===== Information provided =====
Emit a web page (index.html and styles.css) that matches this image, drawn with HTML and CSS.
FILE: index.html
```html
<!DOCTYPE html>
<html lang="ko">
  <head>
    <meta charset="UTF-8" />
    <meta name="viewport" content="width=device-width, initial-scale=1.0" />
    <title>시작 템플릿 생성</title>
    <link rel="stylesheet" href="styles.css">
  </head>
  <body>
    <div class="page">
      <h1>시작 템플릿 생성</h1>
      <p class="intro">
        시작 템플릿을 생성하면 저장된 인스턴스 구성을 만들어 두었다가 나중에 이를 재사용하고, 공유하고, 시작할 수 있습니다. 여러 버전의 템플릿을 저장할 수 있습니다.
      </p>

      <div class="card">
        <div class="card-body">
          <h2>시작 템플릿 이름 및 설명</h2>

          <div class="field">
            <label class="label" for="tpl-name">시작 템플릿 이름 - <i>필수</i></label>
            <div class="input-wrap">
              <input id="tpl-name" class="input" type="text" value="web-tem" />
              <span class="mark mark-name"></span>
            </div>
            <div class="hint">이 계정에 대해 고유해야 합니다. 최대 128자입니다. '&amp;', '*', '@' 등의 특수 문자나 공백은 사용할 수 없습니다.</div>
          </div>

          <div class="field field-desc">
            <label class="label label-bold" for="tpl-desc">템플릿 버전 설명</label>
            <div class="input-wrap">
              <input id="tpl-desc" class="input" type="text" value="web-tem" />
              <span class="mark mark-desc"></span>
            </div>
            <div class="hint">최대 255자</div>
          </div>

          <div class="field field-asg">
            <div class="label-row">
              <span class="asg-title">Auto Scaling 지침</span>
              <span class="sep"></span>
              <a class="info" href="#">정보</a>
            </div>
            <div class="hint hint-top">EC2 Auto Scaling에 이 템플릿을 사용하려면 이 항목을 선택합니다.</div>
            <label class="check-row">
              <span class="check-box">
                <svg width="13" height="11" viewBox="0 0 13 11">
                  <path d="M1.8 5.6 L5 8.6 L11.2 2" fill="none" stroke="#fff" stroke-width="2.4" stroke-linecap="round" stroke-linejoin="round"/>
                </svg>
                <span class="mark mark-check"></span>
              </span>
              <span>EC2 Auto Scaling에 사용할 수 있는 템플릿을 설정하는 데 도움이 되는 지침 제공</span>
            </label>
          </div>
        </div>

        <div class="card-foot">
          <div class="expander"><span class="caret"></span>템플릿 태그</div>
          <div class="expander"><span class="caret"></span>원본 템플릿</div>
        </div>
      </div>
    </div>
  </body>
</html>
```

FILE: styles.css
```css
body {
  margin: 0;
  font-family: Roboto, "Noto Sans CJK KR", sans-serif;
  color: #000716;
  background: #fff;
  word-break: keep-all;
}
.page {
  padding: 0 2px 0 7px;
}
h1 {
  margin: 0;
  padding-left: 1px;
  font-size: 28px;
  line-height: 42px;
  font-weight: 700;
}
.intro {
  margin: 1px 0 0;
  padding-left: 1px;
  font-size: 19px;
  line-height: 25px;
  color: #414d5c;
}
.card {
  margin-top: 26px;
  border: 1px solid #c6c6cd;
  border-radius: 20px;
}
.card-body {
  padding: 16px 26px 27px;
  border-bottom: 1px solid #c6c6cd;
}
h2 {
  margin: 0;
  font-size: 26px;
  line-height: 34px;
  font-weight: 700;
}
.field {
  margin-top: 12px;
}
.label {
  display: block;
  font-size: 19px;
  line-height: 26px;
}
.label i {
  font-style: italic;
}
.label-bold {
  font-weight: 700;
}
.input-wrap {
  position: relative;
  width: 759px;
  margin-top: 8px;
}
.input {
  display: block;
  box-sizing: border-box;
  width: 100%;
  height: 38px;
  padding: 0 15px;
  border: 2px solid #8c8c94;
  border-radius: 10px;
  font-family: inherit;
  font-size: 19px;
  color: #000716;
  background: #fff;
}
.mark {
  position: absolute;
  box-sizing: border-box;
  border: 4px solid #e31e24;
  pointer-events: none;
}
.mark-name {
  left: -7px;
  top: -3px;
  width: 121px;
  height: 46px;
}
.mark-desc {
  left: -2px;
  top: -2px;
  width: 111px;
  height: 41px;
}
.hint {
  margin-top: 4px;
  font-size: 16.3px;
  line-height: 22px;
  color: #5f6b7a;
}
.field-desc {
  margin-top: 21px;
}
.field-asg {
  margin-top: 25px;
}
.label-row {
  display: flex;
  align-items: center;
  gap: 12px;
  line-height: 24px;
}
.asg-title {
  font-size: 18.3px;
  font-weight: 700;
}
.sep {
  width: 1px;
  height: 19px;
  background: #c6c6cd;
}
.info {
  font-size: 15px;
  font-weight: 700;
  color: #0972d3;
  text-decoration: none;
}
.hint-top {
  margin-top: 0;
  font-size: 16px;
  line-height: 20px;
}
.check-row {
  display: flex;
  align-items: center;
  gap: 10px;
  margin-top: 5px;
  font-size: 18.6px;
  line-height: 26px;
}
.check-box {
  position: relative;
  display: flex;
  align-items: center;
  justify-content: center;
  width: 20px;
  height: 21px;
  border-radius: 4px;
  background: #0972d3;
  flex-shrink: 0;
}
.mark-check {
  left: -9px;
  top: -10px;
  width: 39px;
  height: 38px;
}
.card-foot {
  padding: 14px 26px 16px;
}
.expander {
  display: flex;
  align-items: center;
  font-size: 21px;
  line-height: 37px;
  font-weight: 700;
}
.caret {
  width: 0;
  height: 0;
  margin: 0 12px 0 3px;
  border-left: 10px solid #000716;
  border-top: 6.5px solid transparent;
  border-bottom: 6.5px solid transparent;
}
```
=====
● **Requirements**:
From the preceding material, extract every line exactly.

● **Answer to the problem**:
Emit a web page (index.html and styles.css) that matches this image, drawn with HTML and CSS.
FILE: index.html
```html
<!DOCTYPE html>
<html lang="ko">
  <head>
    <meta charset="UTF-8" />
    <meta name="viewport" content="width=device-width, initial-scale=1.0" />
    <title>시작 템플릿 생성</title>
    <link rel="stylesheet" href="styles.css">
  </head>
  <body>
    <div class="page">
      <h1>시작 템플릿 생성</h1>
      <p class="intro">
        시작 템플릿을 생성하면 저장된 인스턴스 구성을 만들어 두었다가 나중에 이를 재사용하고, 공유하고, 시작할 수 있습니다. 여러 버전의 템플릿을 저장할 수 있습니다.
      </p>

      <div class="card">
        <div class="card-body">
          <h2>시작 템플릿 이름 및 설명</h2>

          <div class="field">
            <label class="label" for="tpl-name">시작 템플릿 이름 - <i>필수</i></label>
            <div class="input-wrap">
              <input id="tpl-name" class="input" type="text" value="web-tem" />
              <span class="mark mark-name"></span>
            </div>
            <div class="hint">이 계정에 대해 고유해야 합니다. 최대 128자입니다. '&amp;', '*', '@' 등의 특수 문자나 공백은 사용할 수 없습니다.</div>
          </div>

          <div class="field field-desc">
            <label class="label label-bold" for="tpl-desc">템플릿 버전 설명</label>
            <div class="input-wrap">
              <input id="tpl-desc" class="input" type="text" value="web-tem" />
              <span class="mark mark-desc"></span>
            </div>
            <div class="hint">최대 255자</div>
          </div>

          <div class="field field-asg">
            <div class="label-row">
              <span class="asg-title">Auto Scaling 지침</span>
              <span class="sep"></span>
              <a class="info" href="#">정보</a>
            </div>
            <div class="hint hint-top">EC2 Auto Scaling에 이 템플릿을 사용하려면 이 항목을 선택합니다.</div>
            <label class="check-row">
              <span class="check-box">
                <svg width="13" height="11" viewBox="0 0 13 11">
                  <path d="M1.8 5.6 L5 8.6 L11.2 2" fill="none" stroke="#fff" stroke-width="2.4" stroke-linecap="round" stroke-linejoin="round"/>
                </svg>
                <span class="mark mark-check"></span>
              </span>
              <span>EC2 Auto Scaling에 사용할 수 있는 템플릿을 설정하는 데 도움이 되는 지침 제공</span>
            </label>
          </div>
        </div>

        <div class="card-foot">
          <div class="expander"><span class="caret"></span>템플릿 태그</div>
          <div class="expander"><span class="caret"></span>원본 템플릿</div>
        </div>
      </div>
    </div>
  </body>
</html>
```

FILE: styles.css
```css
body {
  margin: 0;
  font-family: Roboto, "Noto Sans CJK KR", sans-serif;
  color: #000716;
  background: #fff;
  word-break: keep-all;
}
.page {
  padding: 0 2px 0 7px;
}
h1 {
  margin: 0;
  padding-left: 1px;
  font-size: 28px;
  line-height: 42px;
  font-weight: 700;
}
.intro {
  margin: 1px 0 0;
  padding-left: 1px;
  font-size: 19px;
  line-height: 25px;
  color: #414d5c;
}
.card {
  margin-top: 26px;
  border: 1px solid #c6c6cd;
  border-radius: 20px;
}
.card-body {
  padding: 16px 26px 27px;
  border-bottom: 1px solid #c6c6cd;
}
h2 {
  margin: 0;
  font-size: 26px;
  line-height: 34px;
  font-weight: 700;
}
.field {
  margin-top: 12px;
}
.label {
  display: block;
  font-size: 19px;
  line-height: 26px;
}
.label i {
  font-style: italic;
}
.label-bold {
  font-weight: 700;
}
.input-wrap {
  position: relative;
  width: 759px;
  margin-top: 8px;
}
.input {
  display: block;
  box-sizing: border-box;
  width: 100%;
  height: 38px;
  padding: 0 15px;
  border: 2px solid #8c8c94;
  border-radius: 10px;
  font-family: inherit;
  font-size: 19px;
  color: #000716;
  background: #fff;
}
.mark {
  position: absolute;
  box-sizing: border-box;
  border: 4px solid #e31e24;
  pointer-events: none;
}
.mark-name {
  left: -7px;
  top: -3px;
  width: 121px;
  height: 46px;
}
.mark-desc {
  left: -2px;
  top: -2px;
  width: 111px;
  height: 41px;
}
.hint {
  margin-top: 4px;
  font-size: 16.3px;
  line-height: 22px;
  color: #5f6b7a;
}
.field-desc {
  margin-top: 21px;
}
.field-asg {
  margin-top: 25px;
}
.label-row {
  display: flex;
  align-items: center;
  gap: 12px;
  line-height: 24px;
}
.asg-title {
  font-size: 18.3px;
  font-weight: 700;
}
.sep {
  width: 1px;
  height: 19px;
  background: #c6c6cd;
}
.info {
  font-size: 15px;
  font-weight: 700;
  color: #0972d3;
  text-decoration: none;
}
.hint-top {
  margin-top: 0;
  font-size: 16px;
  line-height: 20px;
}
.check-row {
  display: flex;
  align-items: center;
  gap: 10px;
  margin-top: 5px;
  font-size: 18.6px;
  line-height: 26px;
}
.check-box {
  position: relative;
  display: flex;
  align-items: center;
  justify-content: center;
  width: 20px;
  height: 21px;
  border-radius: 4px;
  background: #0972d3;
  flex-shrink: 0;
}
.mark-check {
  left: -9px;
  top: -10px;
  width: 39px;
  height: 38px;
}
.card-foot {
  padding: 14px 26px 16px;
}
.expander {
  display: flex;
  align-items: center;
  font-size: 21px;
  line-height: 37px;
  font-weight: 700;
}
.caret {
  width: 0;
  height: 0;
  margin: 0 12px 0 3px;
  border-left: 10px solid #000716;
  border-top: 6.5px solid transparent;
  border-bottom: 6.5px solid transparent;
}
```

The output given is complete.